Just prior to the publishing of its H1 results, late on Wednesday night (6 September 2023), DLG also announced that it had agreed a deal to sell its brokered commercial lines operations, mainly consisting of the NIG and FarmSure brands, to RSA insurance for an initial consideration of £520m.

DLG explained that, having completed an “operational turnaround” of the brokered commercial lines segment of its business, it felt it was the right time to sell. Importantly, the sale facilitates the achievement of one of DLG’s goals to “restore the resilience of [its] capital position” by adding around 45 percentage points to the firm’s Solvency capital ratio. 

A move to be admired

In the search for further stability, DLG also recently (1 September 2023), in an industry first, voluntarily agreed to conduct a business review after it admitted an “error” had been made in its implementation of the FCA’s general insurance pricing reforms.

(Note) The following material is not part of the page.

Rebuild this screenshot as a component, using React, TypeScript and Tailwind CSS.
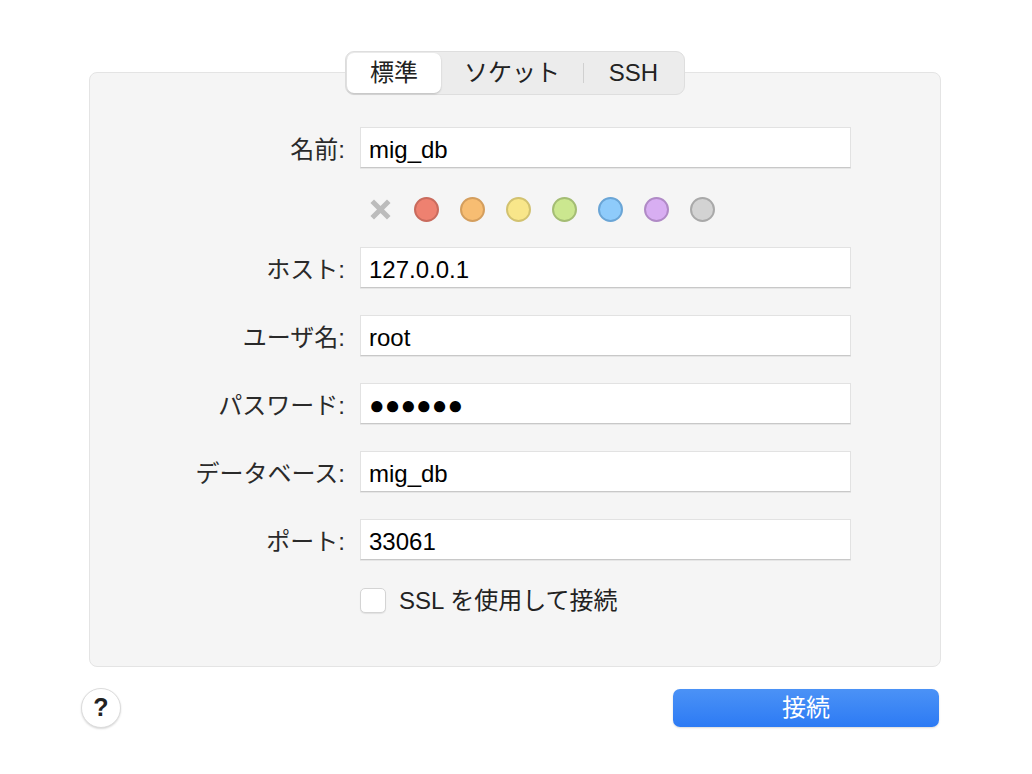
const fields = [
  { label: 'ホスト:', value: '127.0.0.1' },
  { label: 'ユーザ名:', value: 'root' },
  { label: 'パスワード:', value: '●●●●●●', secret: true },
  { label: 'データベース:', value: 'mig_db' },
  { label: 'ポート:', value: '33061' },
];

const swatches = [
  'bg-[#ee8170] border-[#c96b5d]',
  'bg-[#f7bd72] border-[#d49e5d]',
  'bg-[#f8e68a] border-[#d2c270]',
  'bg-[#cbe78f] border-[#a4bd74]',
  'bg-[#8ecbfb] border-[#6aa5d6]',
  'bg-[#d8aef2] border-[#b08ac6]',
  'bg-[#d3d3d3] border-[#a9a9a9]',
];

function Row({ label, value, secret }: { label: string; value: string; secret?: boolean }) {
  return (
    <div className="flex items-center">
      <div className="w-[270px] pr-[15px] pt-[5px] text-right text-[24px] text-[#2a2a2a]">{label}</div>
      <div className="flex h-[41px] w-[491px] items-center border border-[#e2e2e2] border-b-[#c8c8c8] bg-white pl-[8px] pt-[4px] text-[24px] text-black shadow-[0_1px_0_rgba(0,0,0,0.06)]">
        <span className={secret ? 'text-[26px]' : ''}>{value}</span>
      </div>
    </div>
  );
}

export default function App() {
  return (
    <div
      className="h-[774px] w-[1032px] bg-white"
      style={{ fontFamily: '"Liberation Sans", "Noto Sans CJK JP", sans-serif' }}
    >
      <div className="flex flex-col pt-[51px]">
        {/* tabs */}
        <div className="relative z-10 -mb-[23px] ml-[345px] flex h-[44px] w-[340px] items-center rounded-[9px] border border-[#dedede] bg-[#ececec] p-[1px] text-[24px] text-[#222]">
          <div className="flex h-[40px] w-[94px] items-center justify-center rounded-[7px] bg-white shadow-[0_1px_2px_rgba(0,0,0,0.2)]">標準</div>
          <div className="flex w-[142px] items-center justify-center">ソケット</div>
          <div className="h-[20px] w-px bg-[#d0d0d0]" />
          <div className="flex flex-1 items-center justify-center">SSH</div>
        </div>

        {/* panel */}
        <div className="ml-[89px] h-[595px] w-[852px] rounded-[8px] border border-[#e4e4e4] bg-[#f5f5f5] pt-[54px]">
          <Row label="名前:" value="mig_db" />

          <div className="mt-[29px] flex items-center gap-[21px] pl-[278px]">
            <svg width="25" height="25" viewBox="0 0 25 25">
              <path d="M6 6 L19 19 M19 6 L6 19" stroke="#bcbcbc" strokeWidth="5" strokeLinecap="square" />
            </svg>
            {swatches.map((c, i) => (
              <div key={i} className={`h-[25px] w-[25px] rounded-full border-2 ${c}`} />
            ))}
          </div>

          <div className="mt-[25px] flex flex-col gap-[27px]">
            {fields.map((f) => (
              <Row key={f.label} {...f} />
            ))}
          </div>

          <div className="mt-[28px] flex items-center pl-[270px]">
            <div className="h-[25px] w-[26px] rounded-[5px] border border-[#d4d4d4] bg-white shadow-[0_1px_1px_rgba(0,0,0,0.08)]" />
            <span className="ml-[13px] text-[24px] leading-[25px] text-[#222]">SSL を使用して接続</span>
          </div>
        </div>

        {/* footer */}
        <div className="mt-[21px] flex items-center justify-between pl-[81px] pr-[93px]">
          <div className="flex h-[40px] w-[40px] items-center justify-center rounded-full border border-[#dcdcdc] bg-white text-[25px] font-bold text-[#222] shadow-[0_1px_2px_rgba(0,0,0,0.15)]">
            ?
          </div>
          <button className="h-[38px] w-[266px] rounded-[7px] bg-gradient-to-b from-[#4b92f6] to-[#2c7af4] text-[24px] text-white shadow-[0_1px_2px_rgba(0,0,0,0.15)]">
            接続
          </button>
        </div>
      </div>
    </div>
  );
}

It explained that some of its “calculation of the equivalent new business price for some customers failed to comply with the regulation” and had informed the FCA of the mistake, with customers expected to receive refunds totalling nearly £30m. 

Welcoming the voluntary nature of the decision, an FCA statement added: ”DLG will carry out a review to identify all instances where a customer has been overcharged and provide appropriate redress.” 

Taking DLG’s recent moves into account it is clear to see that the insurer is craving long-term stability – and what is encouraging is that the moves it is making should improve its position. 

When Winslow arrives at the beginning of next year, it seems likely that he will find an insurer on more stable ground than it stands at this moment in time. 

What remains to be seen however, is whether that stability can be maintained in such a competitive market.